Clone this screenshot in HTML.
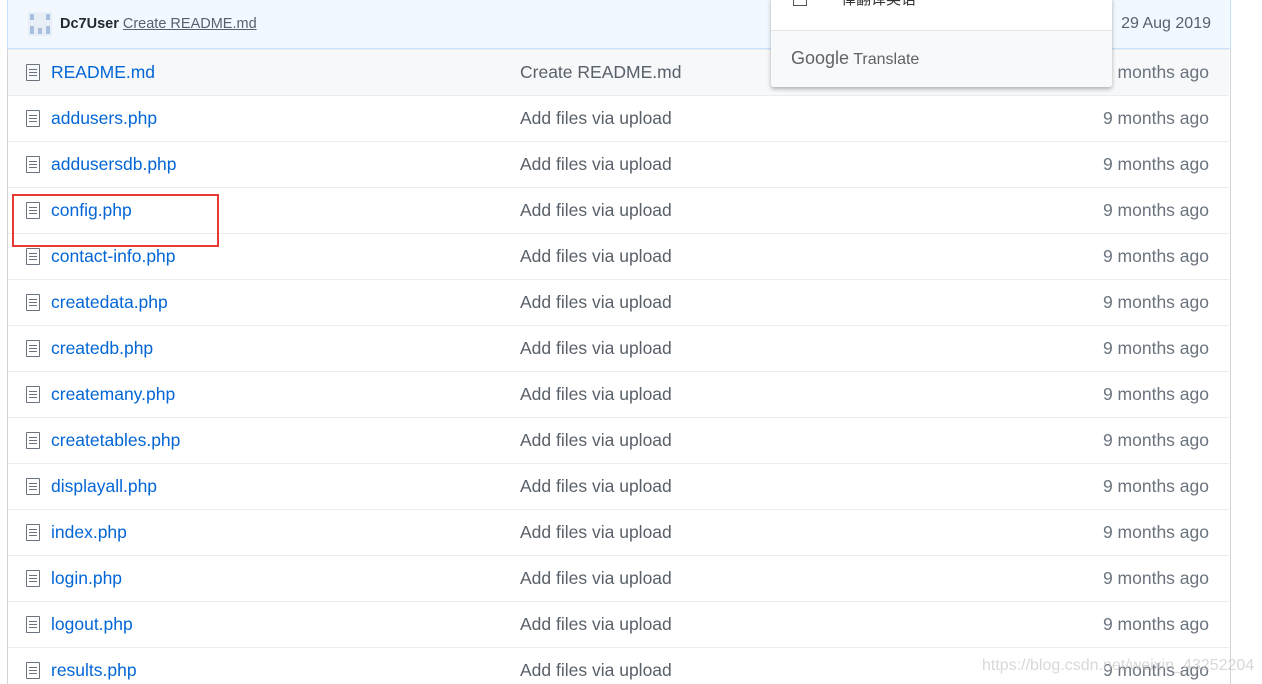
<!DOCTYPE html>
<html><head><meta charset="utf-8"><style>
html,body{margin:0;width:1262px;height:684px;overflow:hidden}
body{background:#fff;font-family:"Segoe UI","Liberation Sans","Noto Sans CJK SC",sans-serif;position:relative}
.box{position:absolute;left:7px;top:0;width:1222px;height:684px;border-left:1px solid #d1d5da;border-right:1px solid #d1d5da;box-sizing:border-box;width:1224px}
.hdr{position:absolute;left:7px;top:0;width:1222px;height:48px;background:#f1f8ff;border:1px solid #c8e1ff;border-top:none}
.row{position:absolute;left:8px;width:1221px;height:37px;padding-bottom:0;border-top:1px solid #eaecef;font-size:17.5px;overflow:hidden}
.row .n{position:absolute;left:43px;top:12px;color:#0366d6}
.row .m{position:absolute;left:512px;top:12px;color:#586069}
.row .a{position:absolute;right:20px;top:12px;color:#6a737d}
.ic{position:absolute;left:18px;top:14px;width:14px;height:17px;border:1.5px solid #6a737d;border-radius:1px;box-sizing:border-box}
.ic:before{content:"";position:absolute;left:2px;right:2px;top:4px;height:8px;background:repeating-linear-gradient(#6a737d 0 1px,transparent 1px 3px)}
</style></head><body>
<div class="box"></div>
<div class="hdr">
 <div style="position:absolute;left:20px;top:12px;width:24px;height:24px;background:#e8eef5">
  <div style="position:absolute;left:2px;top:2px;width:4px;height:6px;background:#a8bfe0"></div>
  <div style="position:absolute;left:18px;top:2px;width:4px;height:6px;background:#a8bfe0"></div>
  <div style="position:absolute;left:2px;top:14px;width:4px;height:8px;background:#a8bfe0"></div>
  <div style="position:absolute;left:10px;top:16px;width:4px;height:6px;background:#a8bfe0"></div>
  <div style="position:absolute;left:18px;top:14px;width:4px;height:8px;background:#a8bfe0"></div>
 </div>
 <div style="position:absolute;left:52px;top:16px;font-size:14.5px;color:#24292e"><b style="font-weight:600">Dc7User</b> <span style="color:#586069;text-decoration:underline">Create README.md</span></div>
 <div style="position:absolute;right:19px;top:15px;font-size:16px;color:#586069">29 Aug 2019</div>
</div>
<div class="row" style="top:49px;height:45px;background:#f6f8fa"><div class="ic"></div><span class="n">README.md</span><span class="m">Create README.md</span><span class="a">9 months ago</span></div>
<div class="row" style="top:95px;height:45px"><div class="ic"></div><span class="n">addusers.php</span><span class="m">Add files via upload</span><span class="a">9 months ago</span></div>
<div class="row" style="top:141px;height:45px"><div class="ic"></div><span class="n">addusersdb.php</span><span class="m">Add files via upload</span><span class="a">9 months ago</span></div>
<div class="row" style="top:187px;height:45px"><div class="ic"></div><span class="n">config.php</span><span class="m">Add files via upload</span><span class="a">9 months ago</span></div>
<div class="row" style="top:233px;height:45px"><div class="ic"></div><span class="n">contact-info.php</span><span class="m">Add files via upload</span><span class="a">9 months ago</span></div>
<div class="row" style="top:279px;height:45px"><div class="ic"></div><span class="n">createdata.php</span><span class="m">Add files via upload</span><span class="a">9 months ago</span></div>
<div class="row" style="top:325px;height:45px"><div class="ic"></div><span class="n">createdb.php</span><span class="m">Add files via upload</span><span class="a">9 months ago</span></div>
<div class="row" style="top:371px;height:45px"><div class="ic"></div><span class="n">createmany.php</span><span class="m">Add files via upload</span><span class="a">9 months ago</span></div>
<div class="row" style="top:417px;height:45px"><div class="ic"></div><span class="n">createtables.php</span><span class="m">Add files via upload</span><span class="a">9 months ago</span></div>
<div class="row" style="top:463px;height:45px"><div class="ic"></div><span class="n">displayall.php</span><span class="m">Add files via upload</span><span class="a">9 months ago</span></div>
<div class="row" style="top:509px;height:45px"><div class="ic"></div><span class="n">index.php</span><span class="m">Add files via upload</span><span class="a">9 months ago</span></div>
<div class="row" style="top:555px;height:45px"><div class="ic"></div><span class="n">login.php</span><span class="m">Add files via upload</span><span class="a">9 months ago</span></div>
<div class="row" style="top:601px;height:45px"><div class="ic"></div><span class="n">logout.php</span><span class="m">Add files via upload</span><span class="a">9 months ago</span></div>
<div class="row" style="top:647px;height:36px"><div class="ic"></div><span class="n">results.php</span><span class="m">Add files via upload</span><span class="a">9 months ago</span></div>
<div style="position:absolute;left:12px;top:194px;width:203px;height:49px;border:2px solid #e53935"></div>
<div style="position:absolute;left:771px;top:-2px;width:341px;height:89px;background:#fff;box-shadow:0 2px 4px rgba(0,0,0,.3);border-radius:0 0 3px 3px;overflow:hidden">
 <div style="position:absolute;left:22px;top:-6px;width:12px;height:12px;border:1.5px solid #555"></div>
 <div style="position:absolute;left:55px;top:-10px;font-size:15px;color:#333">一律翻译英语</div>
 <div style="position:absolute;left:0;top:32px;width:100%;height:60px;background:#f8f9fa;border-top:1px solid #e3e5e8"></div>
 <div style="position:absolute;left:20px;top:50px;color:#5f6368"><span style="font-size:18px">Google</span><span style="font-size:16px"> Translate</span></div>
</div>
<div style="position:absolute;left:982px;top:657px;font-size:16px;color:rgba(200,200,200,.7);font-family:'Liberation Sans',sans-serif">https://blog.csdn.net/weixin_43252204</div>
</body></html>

_WRITTEN INSTRUCTION_. Print out the material word for word, omitting the pictures.

_EXERCISE SOLUTION_.
Clone this screenshot in HTML.
<!DOCTYPE html>
<html><head><meta charset="utf-8"><style>
html,body{margin:0;width:1262px;height:684px;overflow:hidden}
body{background:#fff;font-family:"Segoe UI","Liberation Sans","Noto Sans CJK SC",sans-serif;position:relative}
.box{position:absolute;left:7px;top:0;width:1222px;height:684px;border-left:1px solid #d1d5da;border-right:1px solid #d1d5da;box-sizing:border-box;width:1224px}
.hdr{position:absolute;left:7px;top:0;width:1222px;height:48px;background:#f1f8ff;border:1px solid #c8e1ff;border-top:none}
.row{position:absolute;left:8px;width:1221px;height:37px;padding-bottom:0;border-top:1px solid #eaecef;font-size:17.5px;overflow:hidden}
.row .n{position:absolute;left:43px;top:12px;color:#0366d6}
.row .m{position:absolute;left:512px;top:12px;color:#586069}
.row .a{position:absolute;right:20px;top:12px;color:#6a737d}
.ic{position:absolute;left:18px;top:14px;width:14px;height:17px;border:1.5px solid #6a737d;border-radius:1px;box-sizing:border-box}
.ic:before{content:"";position:absolute;left:2px;right:2px;top:4px;height:8px;background:repeating-linear-gradient(#6a737d 0 1px,transparent 1px 3px)}
</style></head><body>
<div class="box"></div>
<div class="hdr">
 <div style="position:absolute;left:20px;top:12px;width:24px;height:24px;background:#e8eef5">
  <div style="position:absolute;left:2px;top:2px;width:4px;height:6px;background:#a8bfe0"></div>
  <div style="position:absolute;left:18px;top:2px;width:4px;height:6px;background:#a8bfe0"></div>
  <div style="position:absolute;left:2px;top:14px;width:4px;height:8px;background:#a8bfe0"></div>
  <div style="position:absolute;left:10px;top:16px;width:4px;height:6px;background:#a8bfe0"></div>
  <div style="position:absolute;left:18px;top:14px;width:4px;height:8px;background:#a8bfe0"></div>
 </div>
 <div style="position:absolute;left:52px;top:16px;font-size:14.5px;color:#24292e"><b style="font-weight:600">Dc7User</b> <span style="color:#586069;text-decoration:underline">Create README.md</span></div>
 <div style="position:absolute;right:19px;top:15px;font-size:16px;color:#586069">29 Aug 2019</div>
</div>
<div class="row" style="top:49px;height:45px;background:#f6f8fa"><div class="ic"></div><span class="n">README.md</span><span class="m">Create README.md</span><span class="a">9 months ago</span></div>
<div class="row" style="top:95px;height:45px"><div class="ic"></div><span class="n">addusers.php</span><span class="m">Add files via upload</span><span class="a">9 months ago</span></div>
<div class="row" style="top:141px;height:45px"><div class="ic"></div><span class="n">addusersdb.php</span><span class="m">Add files via upload</span><span class="a">9 months ago</span></div>
<div class="row" style="top:187px;height:45px"><div class="ic"></div><span class="n">config.php</span><span class="m">Add files via upload</span><span class="a">9 months ago</span></div>
<div class="row" style="top:233px;height:45px"><div class="ic"></div><span class="n">contact-info.php</span><span class="m">Add files via upload</span><span class="a">9 months ago</span></div>
<div class="row" style="top:279px;height:45px"><div class="ic"></div><span class="n">createdata.php</span><span class="m">Add files via upload</span><span class="a">9 months ago</span></div>
<div class="row" style="top:325px;height:45px"><div class="ic"></div><span class="n">createdb.php</span><span class="m">Add files via upload</span><span class="a">9 months ago</span></div>
<div class="row" style="top:371px;height:45px"><div class="ic"></div><span class="n">createmany.php</span><span class="m">Add files via upload</span><span class="a">9 months ago</span></div>
<div class="row" style="top:417px;height:45px"><div class="ic"></div><span class="n">createtables.php</span><span class="m">Add files via upload</span><span class="a">9 months ago</span></div>
<div class="row" style="top:463px;height:45px"><div class="ic"></div><span class="n">displayall.php</span><span class="m">Add files via upload</span><span class="a">9 months ago</span></div>
<div class="row" style="top:509px;height:45px"><div class="ic"></div><span class="n">index.php</span><span class="m">Add files via upload</span><span class="a">9 months ago</span></div>
<div class="row" style="top:555px;height:45px"><div class="ic"></div><span class="n">login.php</span><span class="m">Add files via upload</span><span class="a">9 months ago</span></div>
<div class="row" style="top:601px;height:45px"><div class="ic"></div><span class="n">logout.php</span><span class="m">Add files via upload</span><span class="a">9 months ago</span></div>
<div class="row" style="top:647px;height:36px"><div class="ic"></div><span class="n">results.php</span><span class="m">Add files via upload</span><span class="a">9 months ago</span></div>
<div style="position:absolute;left:12px;top:194px;width:203px;height:49px;border:2px solid #e53935"></div>
<div style="position:absolute;left:771px;top:-2px;width:341px;height:89px;background:#fff;box-shadow:0 2px 4px rgba(0,0,0,.3);border-radius:0 0 3px 3px;overflow:hidden">
 <div style="position:absolute;left:22px;top:-6px;width:12px;height:12px;border:1.5px solid #555"></div>
 <div style="position:absolute;left:55px;top:-10px;font-size:15px;color:#333">一律翻译英语</div>
 <div style="position:absolute;left:0;top:32px;width:100%;height:60px;background:#f8f9fa;border-top:1px solid #e3e5e8"></div>
 <div style="position:absolute;left:20px;top:50px;color:#5f6368"><span style="font-size:18px">Google</span><span style="font-size:16px"> Translate</span></div>
</div>
<div style="position:absolute;left:982px;top:657px;font-size:16px;color:rgba(200,200,200,.7);font-family:'Liberation Sans',sans-serif">https://blog.csdn.net/weixin_43252204</div>
</body></html>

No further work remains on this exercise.